I hate Obama's drone war--but, under the law, he has a perfect right to fight one. Armed drones in war may be new, but their use introduces no new ethical or legal issues.
In the Western world, the laws of war are built on the foundation of the Just War tradition. The principles for employing force are fairly simple and realistic. The use of force has to be under a competent sovereign authority. And it has to be proportional--that is, the level of force used must be appropriate to the military mission, with appropriate care taken to avoid harming innocents.
Those rules apply regardless of the weaponry involved, be it hand grenades, nukes... or armed drones. As I said, nothing new here.
Our laws and treaty obligations place a legal framework around the principles of the Just War tradition. At times, the United States has modified these legal instruments to account for the unusual destructive power of certain weapons -- their ability to inflict intentional and unnecessary cruelty or to pose an indiscriminate threat to innocents. For example, the U.S. helped pen conventions on poison gas and biological weapons, as well as treaties to help stem the proliferation of nuclear weapons.
Drones, however, present none of these issues. There is nothing novel or unusual about the destructive potential of a drone strike.
Pretty much every weapon in the U.S. arsenal may be used in war, provided the users (1) have the legal authority to use them, (2) aim them at that legitimate targets, and (3) use them according to the rules of engagement laid out by their commanders. All those bases are covered when it comes to drones.

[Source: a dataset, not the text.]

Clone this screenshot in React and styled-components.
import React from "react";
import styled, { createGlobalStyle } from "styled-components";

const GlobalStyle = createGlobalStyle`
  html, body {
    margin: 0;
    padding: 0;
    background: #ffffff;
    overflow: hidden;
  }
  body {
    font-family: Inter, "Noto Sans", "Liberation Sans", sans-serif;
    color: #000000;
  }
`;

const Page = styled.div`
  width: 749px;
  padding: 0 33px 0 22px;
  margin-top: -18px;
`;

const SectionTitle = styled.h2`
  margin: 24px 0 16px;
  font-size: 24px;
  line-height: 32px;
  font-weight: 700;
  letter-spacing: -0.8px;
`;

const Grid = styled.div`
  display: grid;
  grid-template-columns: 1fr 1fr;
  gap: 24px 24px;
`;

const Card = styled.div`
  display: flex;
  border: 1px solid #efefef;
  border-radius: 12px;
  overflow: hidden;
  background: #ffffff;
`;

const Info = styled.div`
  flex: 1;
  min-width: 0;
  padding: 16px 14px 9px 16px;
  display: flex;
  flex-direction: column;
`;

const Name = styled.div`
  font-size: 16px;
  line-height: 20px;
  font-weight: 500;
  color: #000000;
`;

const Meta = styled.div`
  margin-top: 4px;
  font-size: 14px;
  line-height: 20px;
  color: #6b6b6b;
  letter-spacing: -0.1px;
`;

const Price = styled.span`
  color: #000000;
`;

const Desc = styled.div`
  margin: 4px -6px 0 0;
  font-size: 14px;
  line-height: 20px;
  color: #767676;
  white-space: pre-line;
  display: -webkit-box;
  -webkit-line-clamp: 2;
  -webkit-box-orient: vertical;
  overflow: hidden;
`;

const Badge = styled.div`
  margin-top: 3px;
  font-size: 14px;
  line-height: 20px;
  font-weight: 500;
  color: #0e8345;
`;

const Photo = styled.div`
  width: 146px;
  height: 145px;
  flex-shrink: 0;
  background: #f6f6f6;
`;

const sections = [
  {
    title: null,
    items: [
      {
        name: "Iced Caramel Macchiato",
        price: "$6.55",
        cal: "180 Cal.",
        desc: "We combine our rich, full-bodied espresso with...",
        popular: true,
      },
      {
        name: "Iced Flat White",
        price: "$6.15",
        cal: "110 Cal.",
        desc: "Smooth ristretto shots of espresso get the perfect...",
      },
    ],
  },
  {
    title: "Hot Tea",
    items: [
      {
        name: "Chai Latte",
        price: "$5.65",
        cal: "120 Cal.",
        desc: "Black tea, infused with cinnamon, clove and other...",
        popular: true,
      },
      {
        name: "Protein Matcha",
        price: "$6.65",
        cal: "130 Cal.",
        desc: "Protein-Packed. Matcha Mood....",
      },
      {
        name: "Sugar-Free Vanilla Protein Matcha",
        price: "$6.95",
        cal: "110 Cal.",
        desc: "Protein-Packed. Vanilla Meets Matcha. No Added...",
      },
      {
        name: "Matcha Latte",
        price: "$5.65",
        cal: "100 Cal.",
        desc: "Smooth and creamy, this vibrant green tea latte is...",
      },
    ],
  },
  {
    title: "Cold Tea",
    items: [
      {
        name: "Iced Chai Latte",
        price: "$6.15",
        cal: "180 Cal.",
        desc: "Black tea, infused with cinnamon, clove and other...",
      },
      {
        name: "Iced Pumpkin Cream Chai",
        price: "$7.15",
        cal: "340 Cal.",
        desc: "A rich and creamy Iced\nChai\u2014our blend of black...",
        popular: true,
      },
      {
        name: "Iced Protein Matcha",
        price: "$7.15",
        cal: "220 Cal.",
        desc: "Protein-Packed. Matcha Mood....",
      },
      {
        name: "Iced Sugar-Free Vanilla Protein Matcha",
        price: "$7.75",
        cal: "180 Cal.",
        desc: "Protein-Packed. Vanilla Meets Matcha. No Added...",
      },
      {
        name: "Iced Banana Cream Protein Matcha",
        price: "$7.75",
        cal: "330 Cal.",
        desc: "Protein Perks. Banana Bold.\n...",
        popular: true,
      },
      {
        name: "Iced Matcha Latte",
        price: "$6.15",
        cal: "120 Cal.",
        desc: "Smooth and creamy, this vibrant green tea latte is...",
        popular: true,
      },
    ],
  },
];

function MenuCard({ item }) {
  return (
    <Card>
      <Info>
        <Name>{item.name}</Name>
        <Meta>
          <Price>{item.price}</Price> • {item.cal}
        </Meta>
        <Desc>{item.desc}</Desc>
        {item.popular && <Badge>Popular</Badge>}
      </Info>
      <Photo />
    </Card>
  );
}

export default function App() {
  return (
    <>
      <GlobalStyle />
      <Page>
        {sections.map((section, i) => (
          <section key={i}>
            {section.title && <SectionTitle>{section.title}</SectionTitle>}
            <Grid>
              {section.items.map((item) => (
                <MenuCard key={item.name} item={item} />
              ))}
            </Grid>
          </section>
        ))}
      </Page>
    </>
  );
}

Congress has given the commander-in-chief an Authorization to Use Military Force--AUMF in Washington-speak--and that's all the legal authority he needs. And, as Mark Bowden's article in this month's The Atlantic illustrates well, the administration has plenty of rules for running armed drone operations.
Here is the brutal reality of war: It always requires targeting enemies with lethal force. It is an operational necessity. And it is legal.
The problem some people have with killer drones in combat has little to do with the technology of flying weapons. As my colleague at Heritage, Cully Stimson testified before Congress, "Much criticism of drone warfare is actually criticism of broader policies, such as the application of the law of armed conflict to the present conflict, geographical limitations on such conflict, and targeting decisions. Whether a strike is carried out by a drone or an airplane (with the pilot in the vehicle itself) has little or no bearing on these broader policy issues."
Turning drone strikes into a battle of legal briefs is more an act "lawfare" than warfare--an attempt to hamstring U.S. military operations by clothing complaints in legal-sounding arguments. Amnesty International declared in its 2012 report that U.S. operations do not "recognize the applicability of international human rights law," an assertion the report conclusively fails to document. Christof Heyns, the UN special rapporteur on extrajudicial killings and summary or arbitrary executions, stated at a conference in Geneva that some U.S. operations might constitute "war crimes." Though he has been on the job for many months, he has yet to prove that allegation.